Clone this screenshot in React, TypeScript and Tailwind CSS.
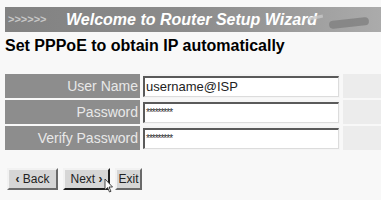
import React from "react";

function Row({ label, children }: { label: string; children: React.ReactNode }) {
  return (
    <div className="flex h-[24px] gap-[3px]">
      <div className="w-[135px] bg-[#8d8d8d] text-[#e8e8e8] text-[14px] leading-[24px] text-right pr-[2px]">
        {label}
      </div>
      <div className="w-[197px] bg-[#f4f4f4] flex items-center">{children}</div>
      <div className="flex-1 bg-[#ececec]" />
    </div>
  );
}

function Field({ value, small }: { value: string; small?: boolean }) {
  return (
    <div className="h-[21px] w-[196px] bg-white border-t-2 border-l-2 border-[#5a5a5a] border-r border-b border-r-[#dcdcdc] border-b-[#dcdcdc] flex items-center pl-[1px]">
      <span className={small ? "text-[10px] tracking-[-1px] text-[#333] leading-none" : "text-[13px] text-[#222] leading-none"}>
        {value}
      </span>
    </div>
  );
}

function Btn({ children, focus, w }: { children: React.ReactNode; focus?: boolean; w: string }) {
  return (
    <div
      className={
        w +
        " h-[22px] bg-[#d6d6d6] text-[12px] text-[#222] leading-[18px] text-center border-2 border-t-[#f2f2f2] border-l-[#f2f2f2] " +
        (focus ? "border-r-[#202020] border-b-[#202020]" : "border-r-[#6a6a6a] border-b-[#6a6a6a]")
      }
    >
      {children}
    </div>
  );
}

export default function App() {
  return (
    <div className="w-[381px] h-[200px] bg-[#f8f8f8] overflow-hidden relative" style={{ fontFamily: '"Liberation Sans", Arial, sans-serif' }}>
      <div className="pt-[7px] pl-[5px]">
        <div className="h-[25px] flex items-center bg-gradient-to-r from-[#828282] via-[#8c8c8c] to-[#ababab] relative overflow-hidden">
          <span className="text-[#c8c8c8] text-[11px] font-bold pl-[3px] w-[61px]">&gt;&gt;&gt;&gt;&gt;&gt;</span>
          <span className="text-white italic font-bold text-[16px]">Welcome to Router Setup Wizard</span>
          <div className="absolute right-[12px] top-[12px] w-[40px] h-[8px] bg-[#7a7a7a] rounded-full opacity-70 -rotate-6" />
          <div className="absolute right-[58px] top-[9px] w-[14px] h-[3px] bg-[#c8c8c8] opacity-80 -rotate-12" />
        </div>
        <div className="mt-[5px] text-[16px] font-bold text-black leading-[17px]">Set PPPoE to obtain IP automatically</div>
        <div className="mt-[20px] flex flex-col gap-[2px]">
          <Row label="User Name">
            <Field value="username@ISP" />
          </Row>
          <Row label="Password">
            <Field value="*********" small />
          </Row>
          <Row label="Verify Password">
            <Field value="*********" small />
          </Row>
        </div>
        <div className="mt-[18px] pl-[2px] flex gap-[5px]">
          <Btn w="w-[51px]"><span className="font-bold">‹</span> Back</Btn>
          <Btn w="w-[47px]" focus>Next <span className="font-bold">›</span></Btn>
          <Btn w="w-[27px]">Exit</Btn>
        </div>
      </div>
      <svg className="absolute left-[104px] top-[178px]" width="10" height="16" viewBox="0 0 10 16">
        <path d="M1 1 L1 12 L3.5 9.5 L5.5 14 L7 13.3 L5 9 L8.5 9 Z" fill="white" stroke="#333" strokeWidth="0.9" />
      </svg>
    </div>
  );
}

● **STATED TASK**
Omit every picture, then reproduce the rest of the listing exactly.

● **OUTPUT FOR THIS EXERCISE**
Clone this screenshot in React, TypeScript and Tailwind CSS.
import React from "react";

function Row({ label, children }: { label: string; children: React.ReactNode }) {
  return (
    <div className="flex h-[24px] gap-[3px]">
      <div className="w-[135px] bg-[#8d8d8d] text-[#e8e8e8] text-[14px] leading-[24px] text-right pr-[2px]">
        {label}
      </div>
      <div className="w-[197px] bg-[#f4f4f4] flex items-center">{children}</div>
      <div className="flex-1 bg-[#ececec]" />
    </div>
  );
}

function Field({ value, small }: { value: string; small?: boolean }) {
  return (
    <div className="h-[21px] w-[196px] bg-white border-t-2 border-l-2 border-[#5a5a5a] border-r border-b border-r-[#dcdcdc] border-b-[#dcdcdc] flex items-center pl-[1px]">
      <span className={small ? "text-[10px] tracking-[-1px] text-[#333] leading-none" : "text-[13px] text-[#222] leading-none"}>
        {value}
      </span>
    </div>
  );
}

function Btn({ children, focus, w }: { children: React.ReactNode; focus?: boolean; w: string }) {
  return (
    <div
      className={
        w +
        " h-[22px] bg-[#d6d6d6] text-[12px] text-[#222] leading-[18px] text-center border-2 border-t-[#f2f2f2] border-l-[#f2f2f2] " +
        (focus ? "border-r-[#202020] border-b-[#202020]" : "border-r-[#6a6a6a] border-b-[#6a6a6a]")
      }
    >
      {children}
    </div>
  );
}

export default function App() {
  return (
    <div className="w-[381px] h-[200px] bg-[#f8f8f8] overflow-hidden relative" style={{ fontFamily: '"Liberation Sans", Arial, sans-serif' }}>
      <div className="pt-[7px] pl-[5px]">
        <div className="h-[25px] flex items-center bg-gradient-to-r from-[#828282] via-[#8c8c8c] to-[#ababab] relative overflow-hidden">
          <span className="text-[#c8c8c8] text-[11px] font-bold pl-[3px] w-[61px]">&gt;&gt;&gt;&gt;&gt;&gt;</span>
          <span className="text-white italic font-bold text-[16px]">Welcome to Router Setup Wizard</span>
          <div className="absolute right-[12px] top-[12px] w-[40px] h-[8px] bg-[#7a7a7a] rounded-full opacity-70 -rotate-6" />
          <div className="absolute right-[58px] top-[9px] w-[14px] h-[3px] bg-[#c8c8c8] opacity-80 -rotate-12" />
        </div>
        <div className="mt-[5px] text-[16px] font-bold text-black leading-[17px]">Set PPPoE to obtain IP automatically</div>
        <div className="mt-[20px] flex flex-col gap-[2px]">
          <Row label="User Name">
            <Field value="username@ISP" />
          </Row>
          <Row label="Password">
            <Field value="*********" small />
          </Row>
          <Row label="Verify Password">
            <Field value="*********" small />
          </Row>
        </div>
        <div className="mt-[18px] pl-[2px] flex gap-[5px]">
          <Btn w="w-[51px]"><span className="font-bold">‹</span> Back</Btn>
          <Btn w="w-[47px]" focus>Next <span className="font-bold">›</span></Btn>
          <Btn w="w-[27px]">Exit</Btn>
        </div>
      </div>
      <svg className="absolute left-[104px] top-[178px]" width="10" height="16" viewBox="0 0 10 16">
        <path d="M1 1 L1 12 L3.5 9.5 L5.5 14 L7 13.3 L5 9 L8.5 9 Z" fill="white" stroke="#333" strokeWidth="0.9" />
      </svg>
    </div>
  );
}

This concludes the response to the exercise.